Каждые несколько часов трое бойцов бежали заправить пожарные машины бензином и маслом, а двое других каждые 60 минут замеряли уровень радиации и температуру[921]. В 3 часа утра в среду двое пожарных прибежали в бункер сообщить, что пожарные рукава порвались[922]. Оказалось, что экипаж Войск химической защиты, проводя радиационную разведку, переехал их на бронетранспортере, пробив в 20 местах и раздавив соединительные муфты. Теперь радиоактивная вода лилась на землю всего в 50 м от реактора. Два сержанта побежали чинить разрывы: нужно было поставить 20 новых кусков рукава, замена каждого куска занимала две минуты. Они стояли на коленях, в разливающейся луже воды с гамма-излучением. Работать в двупалых рукавицах защитных костюмов Л-1 было неудобно и жарко; они сбросили их и работали голыми руками. Через час задача была выполнена, люди вернулись измотанными и со странным привкусом кислых яблок во рту.
Откачка продолжалась всю ночь и на следующий день. После 14 часов непрерывной работы двигатель одной машины заглох[923]. Его нужно было заменить. Все подчиненные Зборовского были напуганы: одного послали в Чернобыльскую пожарную часть за ящиком лечебной водки, но он по дороге потерял самообладание и не вернулся[924]. Другой начал нести околесицу и был отправлен в госпиталь, его рвало[925]. Когда вновь подошла очередь Лося замерять уровень радиации, тот приказал капитану пожарных идти с ним – на случай, если он потеряет сознание или заблудится в здании. Офицер отказался.
«Не буди во мне зверя, ублюдок! – заорал Зборовский. – Или мои ребята тебя свяжут и бросят возле четвертого блока. Пятнадцать минут там – и больше ни слова не пикнешь»[926].
Офицер надел резиновый костюм и пошел, как ему было велено.
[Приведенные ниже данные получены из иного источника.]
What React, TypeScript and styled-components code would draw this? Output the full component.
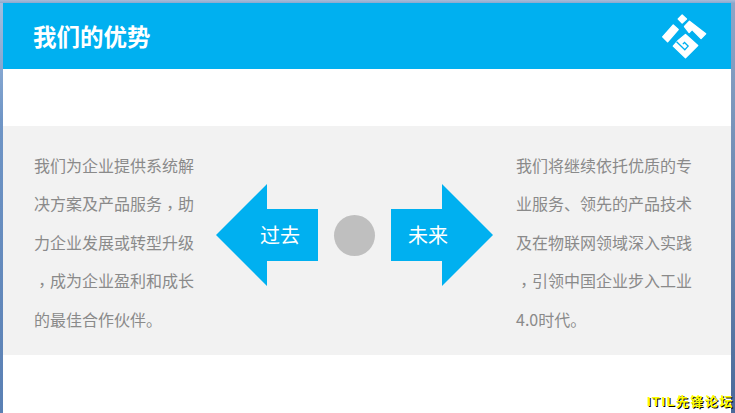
import styled, { createGlobalStyle } from 'styled-components';

const leftLines = [
  '我们为企业提供系统解',
  '决方案及产品服务，助',
  '力企业发展或转型升级',
  '，成为企业盈利和成长',
  '的最佳合作伙伴。',
];

const rightLines = [
  '我们将继续依托优质的专',
  '业服务、领先的产品技术',
  '及在物联网领域深入实践',
  '，引领中国企业步入工业',
  '4.0时代。',
];

// the full width comma sits in the middle of its cell in the original font
const renderLine = (line: string) =>
  line.split(/(，)/).map((part, i) => (part === '，' ? <Comma key={i}>，</Comma> : part));

const App = () => {
  return (
    <Page>
      <GlobalStyle />
      <Frame>
        <Header>
          <Title>我们的优势</Title>
          <svg width='48' height='47' viewBox='120 35 145 142'>
            <g fill='#fff' stroke='#fff' strokeWidth='4' strokeLinejoin='round'>
              <path d='M187 41l13 12-13 12-12-12z' />
              <path d='M209 60l49 38-14 14-27-27-9 9-14-18z' />
              <path d='M160 71l15 14-32 37-15-15z' />
              <path d='M197 100l37 33-37 37-37-35 15-17z' />
            </g>
            <path d='M170 122l25 24 10-11-11-11-5 5' fill='none' stroke='#00b0f0' strokeWidth='4' />
          </svg>
        </Header>
        <Band>
          <Copy>
            {leftLines.map((line) => (
              <p key={line}>{renderLine(line)}</p>
            ))}
          </Copy>
          <Timeline>
            <Arrow $flip>
              <svg width='102' height='102' viewBox='0 0 102 102'>
                <path d='M0 51L51 0v25h51v52H51v25z' fill='#00b0f0' />
              </svg>
              <span>过去</span>
            </Arrow>
            <Dot />
            <Arrow>
              <svg width='102' height='102' viewBox='0 0 102 102'>
                <path d='M102 51L51 0v25H0v52h51v25z' fill='#00b0f0' />
              </svg>
              <span>未来</span>
            </Arrow>
          </Timeline>
          <Copy>
            {rightLines.map((line) => (
              <p key={line}>{renderLine(line)}</p>
            ))}
          </Copy>
        </Band>
      </Frame>
      <Watermark>ITIL先锋论坛</Watermark>
    </Page>
  );
};
export default App;

const GlobalStyle = createGlobalStyle`
  html, body {
    margin: 0;
    padding: 0;
    overflow: hidden;
  }
  body {
    font-family: 'Noto Sans CJK SC', 'Liberation Sans', sans-serif;
  }
`;

const Page = styled.div`
  position: relative;
  width: 735px;
  height: 413px;
  overflow: hidden;
  box-sizing: border-box;
  padding: 3px 4px 0 3px;
  background:
    linear-gradient(180deg, #a9bcd8, #8aa8cf) top / 100% 3px no-repeat,
    linear-gradient(180deg, #a3bfe0 0, #6f95c6 120px, #5a80b4 100%) left / 3px 100% no-repeat,
    linear-gradient(180deg, #8da6c8 0, #4a6a9a 100%) right / 4px 100% no-repeat;
`;

const Frame = styled.div`
  display: flex;
  flex-direction: column;
  height: 410px;
  background: #fff;
`;

const Header = styled.header`
  display: flex;
  align-items: center;
  justify-content: space-between;
  height: 66px;
  padding: 0 23px 0 30px;
  background: #00b0f0;
`;

const Title = styled.h1`
  margin: 0;
  color: #fff;
  font-size: 23.5px;
  font-weight: 700;
  line-height: 62px;
`;

const Band = styled.section`
  display: grid;
  grid-template-columns: 182px 300px 1fr;
  align-items: center;
  height: 229px;
  margin-top: 57px;
  padding-left: 31px;
  background: #f2f2f2;
`;

const Copy = styled.div`
  padding-top: 3px;
  color: #8a8a8a;
  font-size: 16px;
  line-height: 38.4px;

  p {
    margin: 0;
    white-space: nowrap;
  }
`;

const Comma = styled.span`
  display: inline-block;
  font-family: 'Noto Sans CJK TC', sans-serif;
  transform: translateY(4px);
`;

const Timeline = styled.div`
  display: flex;
  align-items: center;
  gap: 16px;
  margin-bottom: 11px;
`;

const Arrow = styled.div<{ $flip?: boolean }>`
  position: relative;
  display: flex;
  width: 102px;
  height: 102px;

  span {
    position: absolute;
    top: 0;
    left: ${(p) => (p.$flip ? '44px' : '17px')};
    width: 40px;
    color: #fff;
    font-size: 20px;
    line-height: 102px;
    white-space: nowrap;
  }
`;

const Dot = styled.div`
  width: 41px;
  height: 41px;
  border-radius: 50%;
  background: #bfbfbf;
`;

const Watermark = styled.div`
  position: absolute;
  left: 647px;
  top: 393px;
  color: #ff0;
  font-family: 'Liberation Sans', 'Noto Sans CJK SC', sans-serif;
  font-size: 13px;
  font-weight: 700;
  letter-spacing: 1.5px;
  line-height: 18px;
  white-space: nowrap;
  text-shadow: 1px 1px 0 #000;
`;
Подробности происшедшего на Чернобыльской атомной станции начали просачиваться в Киев, до которого было 140 км езды на машине[927]. Новости передавались и из уст в уста, и через вещание «вражеских голосов» – радиопрограмм, которые транслировали на Советский Союз Би-би-си, «Радио Швеции» и «Голос Америки», – по крайней мере те, которые не удалось подавить «глушилкам» КГБ. Волны слухов и тревоги расходились по городу. Министерство внутренних дел докладывало о диких слухах о числе жертв аварии и заражении воздуха и воды[928]. Один информатор сообщал, как таксист рассказывал, что эвакуация Припяти проходила в хаосе и мародерстве, которое не могли остановить даже войска, что среди убитых был министр, что беременных женщин заставляют делать аборты и что Днепр уже полностью радиоактивен.
Советские власти все еще заверяли общество, что опасность ограничена пределами 30-километровой зоны. Но улицы Киева уже несколько дней испускали гамма-излучение, а активные частицы, принесенные выбросами из реактора, погружались глубже в асфальт[929]. Партийный руководитель республики Щербицкий знал, что уровень радиации в городе резко повысился[930]. Содержание радиоактивного йода в воде бассейна Днепра действительно в тысячу раз превышало норму.
При этом глава украинского КГБ предупреждал, что цифры по жертвам аварии, сообщаемые московским и киевским телевидением, сильно противоречат друг другу[931]. Но его коллеги, как обычно, не спешили принимать новые решения в вопросе о том, что – и когда – сообщать народу.